By July 2019, what is currently a parking lot on Brodhead Avenue will be home to hundreds of Lehigh students.
Located across from Broughal Middle School, the 400-bed residential facility will be the largest in Lehigh’s history. To put this number into perspective, Farrington Square houses 250 students, while McClintic-Marshall and the Lower Cents are home to approximately 300 students each.
Ozzie Breiner, the director of residential services, said the current plan is to have juniors and seniors live in the new building.
“Beginning in the fall of 2019, there’s going to be 125 more freshmen coming to Lehigh that year than typically do, so we’re going to have to account for those students in the housing we already have,” Breiner said. “(Upperclassmen) housing that we have may go to sophomores, so juniors and seniors who would typically be living in Trembley, Sayre or Farrington Square may select this as an option instead.”
The administrative offices on Brodhead Avenue will also be torn down to make room for the new building. The 60 employees who work in these offices will be moved to offices in Bethlehem’s Flatiron building and offices that are under construction at the intersection of Third and New Street.
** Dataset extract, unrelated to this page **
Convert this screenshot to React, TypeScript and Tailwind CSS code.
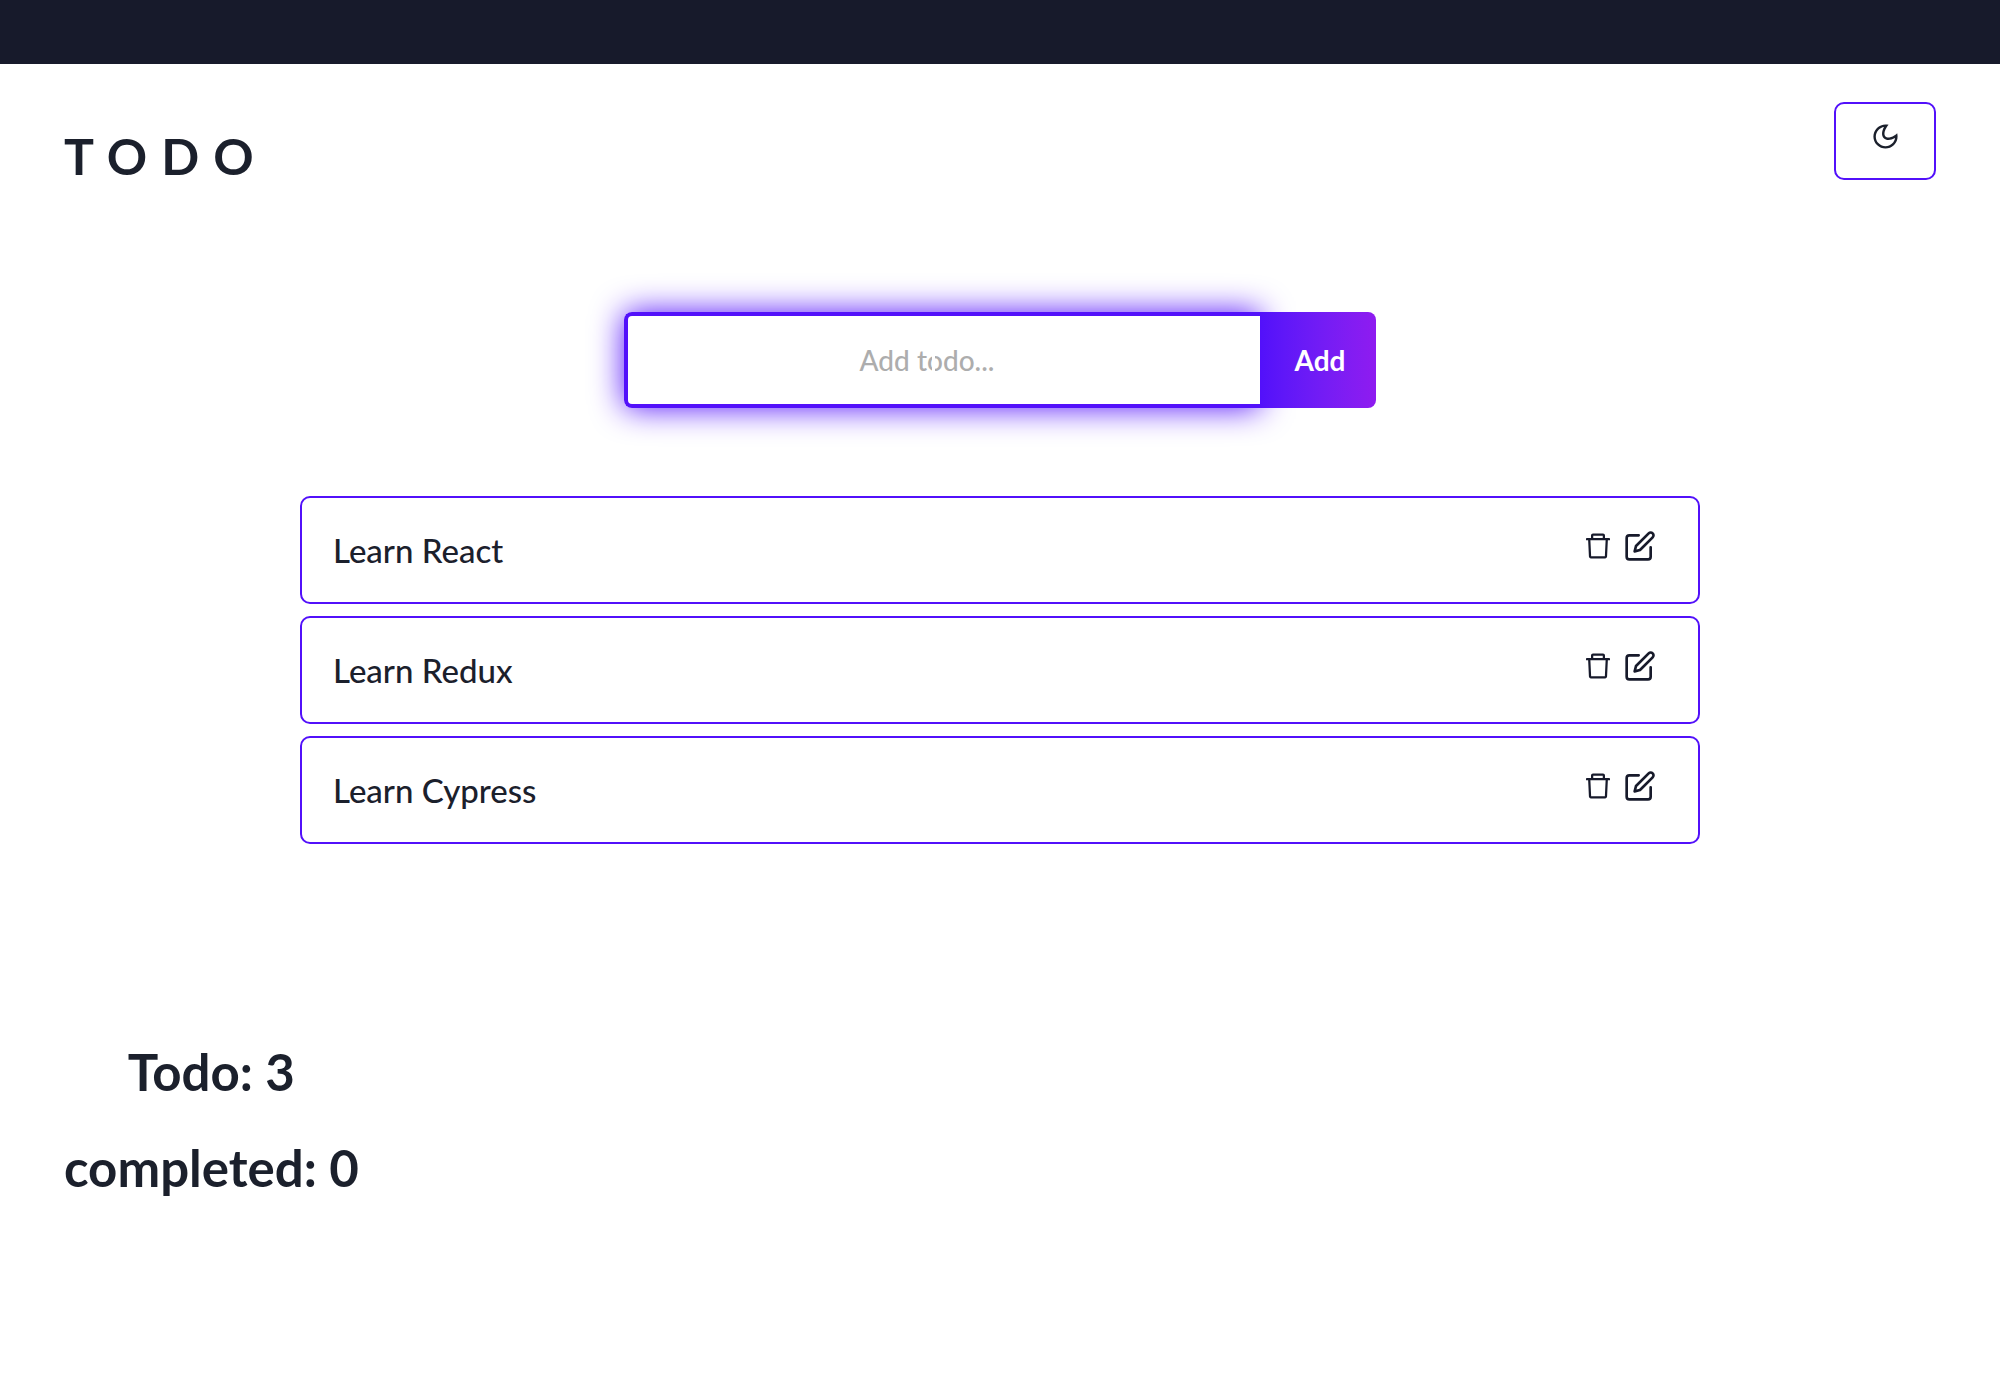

The university is financing the project through a private-public partnership, typically called a P3. In Lehigh’s case, however, since it is a private institution, it will be a private-private partnership. The university owns the land, but they will partner with a developer, who will build the facility and entirely fund the construction.
The developer will then own that building, receiving payment from the students living there. After a period of time, the dorm will revert back to Lehigh ownership. Breiner said that period of time could last upwards of 30 years.
“It’s a win-win all around,” the university architect Brent Stringfellow said. “It allows developers who are pretty good at housing to take the lead on it and it allows the university to harness resources for other projects that we might have.”
With this partnership, however, the university is giving up complete control over the project. Stringfellow said he has developed stringent guidelines in terms of what the building can look like, how big it can be and how it will need to be operated, all things with which the developer will need to comply.
Stringfellow said he has not decided on a developer yet, but Lehigh is currently going through the selection process. The pool has been narrowed down to a handful of firms that will develop proposals for Stringfellow and his team to choose from.
The residential facility is the first step in Lehigh’s 10-year expansion plan, the “Path to Prominence,” which was announced last October by President John Simon. One of the goals of the plan is to increase enrollment by 1,000 undergraduate students and 500 to 800 graduate students.
Lori Friedman, Lehigh’s director of media relations, said another goal of the 10-year initiative is to provide on-campus housing for 70 percent of undergraduate students, or approximately 4,100 beds. This objective, in conjunction with the 20 percent increase in enrollment, means more buildings like this one will be popping up in the future.
Stringfellow already has several locations picked out for the new residential halls. Two projects he is currently working on, Bridge East and Bridge West, will be in the vicinity of M&M and Taylor. These dorms will be completed in several phases, but as of right now, the first dorm is slated to open in the fall of 2020.
Lehigh is still in the early design process for these buildings. A committee, comprised mostly of faculty from Student Affairs and Residential Life, is evaluating who should live in these dorms and what types of amenities the buildings should offer.
Breiner said some of these projects, like the Brodhead building, could potentially be built on top of existing parking lots. However, he said the university is mindful of the importance of parking in all projects it is undertaking.
“We certainly don’t want to create a situation where people feel like their job has gotten harder or their life on campus has gotten harder as a result of these projects,” Stringfellow said. “Every project that we’re studying, parking is usually near the top of the list of items we need to address as we sort through what the impact will be on campus.”
In the construction of the Brodhead building alone, there are 180 faculty members who will affected by the loss of parking: 60 people currently residing in administrative offices on Brodhead Avenue and 120 members of Lehigh’s Advancement team. Friedman said they will all be moving to a new parking deck in Spring 2018 as part of the development on Third and New streets.
Friedman also said the university anticipates adding remote parking on the Mountaintop and Goodman campuses, which will be supported by an improved transit system. Lehigh is adding an electric bus to its fleet in the upcoming months.
With the expansion of residential housing on campus, Stringfellow and Breiner said they always find their way back to one issue: graduate housing.
“Graduate housing is also an issue that we’re going to have to deal with and it is on everyone’s mind,” Breiner said. “We’re just not quite there yet in how we’re going to address it.”
Stringfellow recognizes the problem with graduate housing is twofold, both in its modest quantity and its remote location in Saucon Village. Although they haven’t formed a concrete solution, Stringfellow and his team aren’t giving up.
“We are committed to digging deeper on the issue and understanding what the best solutions might be,” he said.